A block of data:
· · · · · · ·

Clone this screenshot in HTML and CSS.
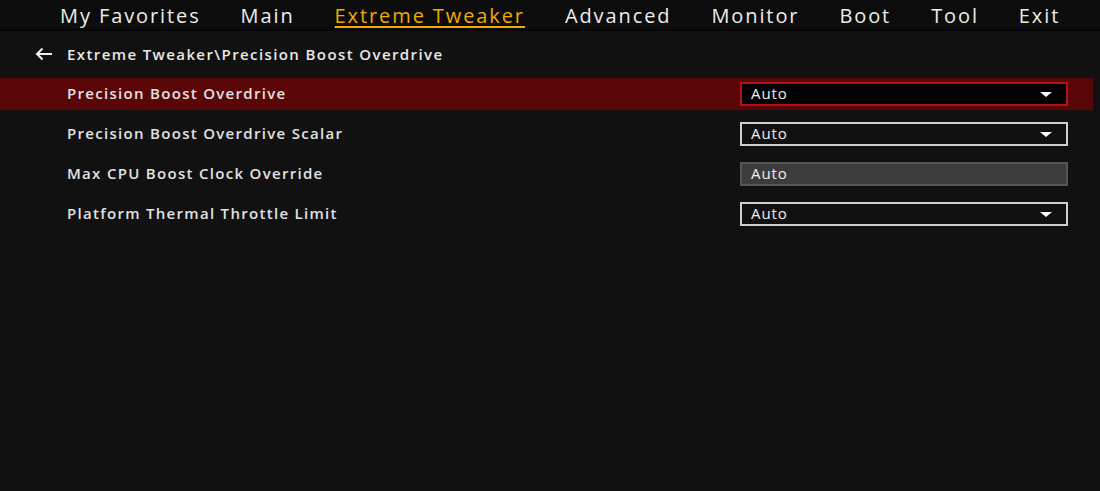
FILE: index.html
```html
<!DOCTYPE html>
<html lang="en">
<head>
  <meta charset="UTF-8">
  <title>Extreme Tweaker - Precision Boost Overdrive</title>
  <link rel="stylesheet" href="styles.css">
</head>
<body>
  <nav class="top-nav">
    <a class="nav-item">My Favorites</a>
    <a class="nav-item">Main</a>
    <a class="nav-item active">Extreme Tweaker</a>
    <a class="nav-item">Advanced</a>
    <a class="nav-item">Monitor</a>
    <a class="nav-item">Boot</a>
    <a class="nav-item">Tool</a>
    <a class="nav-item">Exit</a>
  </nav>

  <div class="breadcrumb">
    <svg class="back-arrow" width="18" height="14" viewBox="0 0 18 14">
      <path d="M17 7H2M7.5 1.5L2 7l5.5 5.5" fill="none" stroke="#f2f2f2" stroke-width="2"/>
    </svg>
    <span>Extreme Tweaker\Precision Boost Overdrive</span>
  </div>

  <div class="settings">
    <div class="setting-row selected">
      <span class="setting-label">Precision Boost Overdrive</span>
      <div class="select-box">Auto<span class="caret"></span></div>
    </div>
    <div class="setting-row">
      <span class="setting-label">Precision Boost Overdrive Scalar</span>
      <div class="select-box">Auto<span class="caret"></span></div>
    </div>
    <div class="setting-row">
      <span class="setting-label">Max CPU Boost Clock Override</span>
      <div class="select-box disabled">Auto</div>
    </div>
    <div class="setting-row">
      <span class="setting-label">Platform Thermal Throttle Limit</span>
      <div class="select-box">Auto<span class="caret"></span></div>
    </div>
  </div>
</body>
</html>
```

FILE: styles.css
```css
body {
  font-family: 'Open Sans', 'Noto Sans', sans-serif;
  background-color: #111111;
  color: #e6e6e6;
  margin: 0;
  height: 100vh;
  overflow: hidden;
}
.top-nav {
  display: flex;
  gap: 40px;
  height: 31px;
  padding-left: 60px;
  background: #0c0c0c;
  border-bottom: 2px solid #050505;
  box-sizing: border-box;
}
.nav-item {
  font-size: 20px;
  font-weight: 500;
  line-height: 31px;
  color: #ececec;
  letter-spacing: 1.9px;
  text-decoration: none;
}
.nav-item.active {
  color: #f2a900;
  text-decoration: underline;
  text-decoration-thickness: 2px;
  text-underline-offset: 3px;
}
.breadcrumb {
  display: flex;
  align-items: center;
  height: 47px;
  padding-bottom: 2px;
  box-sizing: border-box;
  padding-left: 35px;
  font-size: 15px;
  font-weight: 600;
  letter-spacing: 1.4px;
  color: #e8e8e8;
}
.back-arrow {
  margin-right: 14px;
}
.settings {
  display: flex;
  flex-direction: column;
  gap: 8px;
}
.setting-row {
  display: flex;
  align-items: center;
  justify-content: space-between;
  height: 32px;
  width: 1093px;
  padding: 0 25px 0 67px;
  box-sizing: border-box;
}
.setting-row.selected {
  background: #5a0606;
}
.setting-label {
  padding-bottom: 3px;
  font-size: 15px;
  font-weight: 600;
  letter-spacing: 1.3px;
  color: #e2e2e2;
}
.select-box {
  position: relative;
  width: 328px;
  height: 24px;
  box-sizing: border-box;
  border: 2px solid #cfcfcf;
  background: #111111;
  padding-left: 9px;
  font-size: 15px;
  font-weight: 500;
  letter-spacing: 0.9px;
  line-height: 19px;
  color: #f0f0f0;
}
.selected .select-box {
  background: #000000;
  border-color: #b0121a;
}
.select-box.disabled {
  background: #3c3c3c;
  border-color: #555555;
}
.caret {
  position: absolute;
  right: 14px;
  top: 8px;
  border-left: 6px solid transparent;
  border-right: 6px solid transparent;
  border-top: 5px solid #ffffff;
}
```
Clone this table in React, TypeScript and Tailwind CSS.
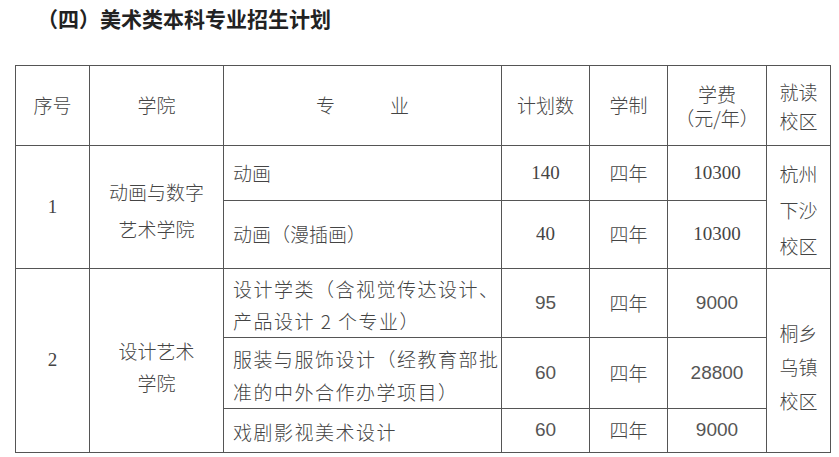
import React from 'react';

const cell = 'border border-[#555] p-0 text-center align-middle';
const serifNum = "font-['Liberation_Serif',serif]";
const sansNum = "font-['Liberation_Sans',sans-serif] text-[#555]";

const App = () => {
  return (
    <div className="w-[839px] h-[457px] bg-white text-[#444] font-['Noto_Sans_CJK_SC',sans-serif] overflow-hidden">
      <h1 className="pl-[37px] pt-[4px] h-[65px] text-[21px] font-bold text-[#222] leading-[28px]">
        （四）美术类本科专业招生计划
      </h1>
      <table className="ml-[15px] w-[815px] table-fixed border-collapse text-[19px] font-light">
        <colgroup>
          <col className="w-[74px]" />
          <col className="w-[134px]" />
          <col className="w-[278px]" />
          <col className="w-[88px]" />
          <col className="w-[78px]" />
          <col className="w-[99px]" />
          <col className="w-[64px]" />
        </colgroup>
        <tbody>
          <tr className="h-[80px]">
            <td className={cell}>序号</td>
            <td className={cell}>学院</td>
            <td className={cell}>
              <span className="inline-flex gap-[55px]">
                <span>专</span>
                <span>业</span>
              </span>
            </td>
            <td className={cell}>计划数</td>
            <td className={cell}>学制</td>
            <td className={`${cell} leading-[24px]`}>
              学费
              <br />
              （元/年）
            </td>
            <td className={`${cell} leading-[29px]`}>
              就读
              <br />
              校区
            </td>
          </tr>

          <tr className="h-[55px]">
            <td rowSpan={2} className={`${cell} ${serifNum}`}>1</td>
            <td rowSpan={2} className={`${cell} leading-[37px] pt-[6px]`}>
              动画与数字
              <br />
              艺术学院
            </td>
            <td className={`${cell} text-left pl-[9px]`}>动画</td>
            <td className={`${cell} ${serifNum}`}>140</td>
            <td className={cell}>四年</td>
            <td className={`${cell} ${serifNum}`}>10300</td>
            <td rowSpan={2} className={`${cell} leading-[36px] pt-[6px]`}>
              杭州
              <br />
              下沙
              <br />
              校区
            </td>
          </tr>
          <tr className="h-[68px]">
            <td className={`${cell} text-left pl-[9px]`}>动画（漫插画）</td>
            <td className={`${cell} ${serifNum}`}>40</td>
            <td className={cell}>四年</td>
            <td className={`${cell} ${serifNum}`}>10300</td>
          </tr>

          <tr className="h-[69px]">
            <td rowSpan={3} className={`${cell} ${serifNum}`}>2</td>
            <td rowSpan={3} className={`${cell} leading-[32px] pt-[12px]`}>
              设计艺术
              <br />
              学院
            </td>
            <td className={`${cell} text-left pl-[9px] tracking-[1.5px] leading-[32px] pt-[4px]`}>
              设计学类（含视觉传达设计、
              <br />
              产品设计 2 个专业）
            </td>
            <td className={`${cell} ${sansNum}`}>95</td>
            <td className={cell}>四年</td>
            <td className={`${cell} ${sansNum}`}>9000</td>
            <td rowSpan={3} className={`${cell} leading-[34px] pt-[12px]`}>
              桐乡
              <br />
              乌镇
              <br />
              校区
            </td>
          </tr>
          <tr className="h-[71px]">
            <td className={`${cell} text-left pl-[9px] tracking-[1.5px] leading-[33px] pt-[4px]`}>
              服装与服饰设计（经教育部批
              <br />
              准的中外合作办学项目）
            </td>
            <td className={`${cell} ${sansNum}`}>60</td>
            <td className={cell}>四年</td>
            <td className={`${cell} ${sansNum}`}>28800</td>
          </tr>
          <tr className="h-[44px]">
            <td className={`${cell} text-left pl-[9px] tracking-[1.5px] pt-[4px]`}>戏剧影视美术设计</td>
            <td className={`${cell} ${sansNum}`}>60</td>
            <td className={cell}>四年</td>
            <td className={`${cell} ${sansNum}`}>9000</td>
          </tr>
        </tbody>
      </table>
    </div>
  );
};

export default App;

· · · · · · ·

Every record above should come back exactly, but without its pictures.

Clone this screenshot in HTML and CSS.
FILE: index.html
```html
<!DOCTYPE html>
<html lang="en">
<head>
  <meta charset="UTF-8">
  <title>Extreme Tweaker - Precision Boost Overdrive</title>
  <link rel="stylesheet" href="styles.css">
</head>
<body>
  <nav class="top-nav">
    <a class="nav-item">My Favorites</a>
    <a class="nav-item">Main</a>
    <a class="nav-item active">Extreme Tweaker</a>
    <a class="nav-item">Advanced</a>
    <a class="nav-item">Monitor</a>
    <a class="nav-item">Boot</a>
    <a class="nav-item">Tool</a>
    <a class="nav-item">Exit</a>
  </nav>

  <div class="breadcrumb">
    <svg class="back-arrow" width="18" height="14" viewBox="0 0 18 14">
      <path d="M17 7H2M7.5 1.5L2 7l5.5 5.5" fill="none" stroke="#f2f2f2" stroke-width="2"/>
    </svg>
    <span>Extreme Tweaker\Precision Boost Overdrive</span>
  </div>

  <div class="settings">
    <div class="setting-row selected">
      <span class="setting-label">Precision Boost Overdrive</span>
      <div class="select-box">Auto<span class="caret"></span></div>
    </div>
    <div class="setting-row">
      <span class="setting-label">Precision Boost Overdrive Scalar</span>
      <div class="select-box">Auto<span class="caret"></span></div>
    </div>
    <div class="setting-row">
      <span class="setting-label">Max CPU Boost Clock Override</span>
      <div class="select-box disabled">Auto</div>
    </div>
    <div class="setting-row">
      <span class="setting-label">Platform Thermal Throttle Limit</span>
      <div class="select-box">Auto<span class="caret"></span></div>
    </div>
  </div>
</body>
</html>
```

FILE: styles.css
```css
body {
  font-family: 'Open Sans', 'Noto Sans', sans-serif;
  background-color: #111111;
  color: #e6e6e6;
  margin: 0;
  height: 100vh;
  overflow: hidden;
}
.top-nav {
  display: flex;
  gap: 40px;
  height: 31px;
  padding-left: 60px;
  background: #0c0c0c;
  border-bottom: 2px solid #050505;
  box-sizing: border-box;
}
.nav-item {
  font-size: 20px;
  font-weight: 500;
  line-height: 31px;
  color: #ececec;
  letter-spacing: 1.9px;
  text-decoration: none;
}
.nav-item.active {
  color: #f2a900;
  text-decoration: underline;
  text-decoration-thickness: 2px;
  text-underline-offset: 3px;
}
.breadcrumb {
  display: flex;
  align-items: center;
  height: 47px;
  padding-bottom: 2px;
  box-sizing: border-box;
  padding-left: 35px;
  font-size: 15px;
  font-weight: 600;
  letter-spacing: 1.4px;
  color: #e8e8e8;
}
.back-arrow {
  margin-right: 14px;
}
.settings {
  display: flex;
  flex-direction: column;
  gap: 8px;
}
.setting-row {
  display: flex;
  align-items: center;
  justify-content: space-between;
  height: 32px;
  width: 1093px;
  padding: 0 25px 0 67px;
  box-sizing: border-box;
}
.setting-row.selected {
  background: #5a0606;
}
.setting-label {
  padding-bottom: 3px;
  font-size: 15px;
  font-weight: 600;
  letter-spacing: 1.3px;
  color: #e2e2e2;
}
.select-box {
  position: relative;
  width: 328px;
  height: 24px;
  box-sizing: border-box;
  border: 2px solid #cfcfcf;
  background: #111111;
  padding-left: 9px;
  font-size: 15px;
  font-weight: 500;
  letter-spacing: 0.9px;
  line-height: 19px;
  color: #f0f0f0;
}
.selected .select-box {
  background: #000000;
  border-color: #b0121a;
}
.select-box.disabled {
  background: #3c3c3c;
  border-color: #555555;
}
.caret {
  position: absolute;
  right: 14px;
  top: 8px;
  border-left: 6px solid transparent;
  border-right: 6px solid transparent;
  border-top: 5px solid #ffffff;
}
```
Clone this table in React, TypeScript and Tailwind CSS.
import React from 'react';

const cell = 'border border-[#555] p-0 text-center align-middle';
const serifNum = "font-['Liberation_Serif',serif]";
const sansNum = "font-['Liberation_Sans',sans-serif] text-[#555]";

const App = () => {
  return (
    <div className="w-[839px] h-[457px] bg-white text-[#444] font-['Noto_Sans_CJK_SC',sans-serif] overflow-hidden">
      <h1 className="pl-[37px] pt-[4px] h-[65px] text-[21px] font-bold text-[#222] leading-[28px]">
        （四）美术类本科专业招生计划
      </h1>
      <table className="ml-[15px] w-[815px] table-fixed border-collapse text-[19px] font-light">
        <colgroup>
          <col className="w-[74px]" />
          <col className="w-[134px]" />
          <col className="w-[278px]" />
          <col className="w-[88px]" />
          <col className="w-[78px]" />
          <col className="w-[99px]" />
          <col className="w-[64px]" />
        </colgroup>
        <tbody>
          <tr className="h-[80px]">
            <td className={cell}>序号</td>
            <td className={cell}>学院</td>
            <td className={cell}>
              <span className="inline-flex gap-[55px]">
                <span>专</span>
                <span>业</span>
              </span>
            </td>
            <td className={cell}>计划数</td>
            <td className={cell}>学制</td>
            <td className={`${cell} leading-[24px]`}>
              学费
              <br />
              （元/年）
            </td>
            <td className={`${cell} leading-[29px]`}>
              就读
              <br />
              校区
            </td>
          </tr>

          <tr className="h-[55px]">
            <td rowSpan={2} className={`${cell} ${serifNum}`}>1</td>
            <td rowSpan={2} className={`${cell} leading-[37px] pt-[6px]`}>
              动画与数字
              <br />
              艺术学院
            </td>
            <td className={`${cell} text-left pl-[9px]`}>动画</td>
            <td className={`${cell} ${serifNum}`}>140</td>
            <td className={cell}>四年</td>
            <td className={`${cell} ${serifNum}`}>10300</td>
            <td rowSpan={2} className={`${cell} leading-[36px] pt-[6px]`}>
              杭州
              <br />
              下沙
              <br />
              校区
            </td>
          </tr>
          <tr className="h-[68px]">
            <td className={`${cell} text-left pl-[9px]`}>动画（漫插画）</td>
            <td className={`${cell} ${serifNum}`}>40</td>
            <td className={cell}>四年</td>
            <td className={`${cell} ${serifNum}`}>10300</td>
          </tr>

          <tr className="h-[69px]">
            <td rowSpan={3} className={`${cell} ${serifNum}`}>2</td>
            <td rowSpan={3} className={`${cell} leading-[32px] pt-[12px]`}>
              设计艺术
              <br />
              学院
            </td>
            <td className={`${cell} text-left pl-[9px] tracking-[1.5px] leading-[32px] pt-[4px]`}>
              设计学类（含视觉传达设计、
              <br />
              产品设计 2 个专业）
            </td>
            <td className={`${cell} ${sansNum}`}>95</td>
            <td className={cell}>四年</td>
            <td className={`${cell} ${sansNum}`}>9000</td>
            <td rowSpan={3} className={`${cell} leading-[34px] pt-[12px]`}>
              桐乡
              <br />
              乌镇
              <br />
              校区
            </td>
          </tr>
          <tr className="h-[71px]">
            <td className={`${cell} text-left pl-[9px] tracking-[1.5px] leading-[33px] pt-[4px]`}>
              服装与服饰设计（经教育部批
              <br />
              准的中外合作办学项目）
            </td>
            <td className={`${cell} ${sansNum}`}>60</td>
            <td className={cell}>四年</td>
            <td className={`${cell} ${sansNum}`}>28800</td>
          </tr>
          <tr className="h-[44px]">
            <td className={`${cell} text-left pl-[9px] tracking-[1.5px] pt-[4px]`}>戏剧影视美术设计</td>
            <td className={`${cell} ${sansNum}`}>60</td>
            <td className={cell}>四年</td>
            <td className={`${cell} ${sansNum}`}>9000</td>
          </tr>
        </tbody>
      </table>
    </div>
  );
};

export default App;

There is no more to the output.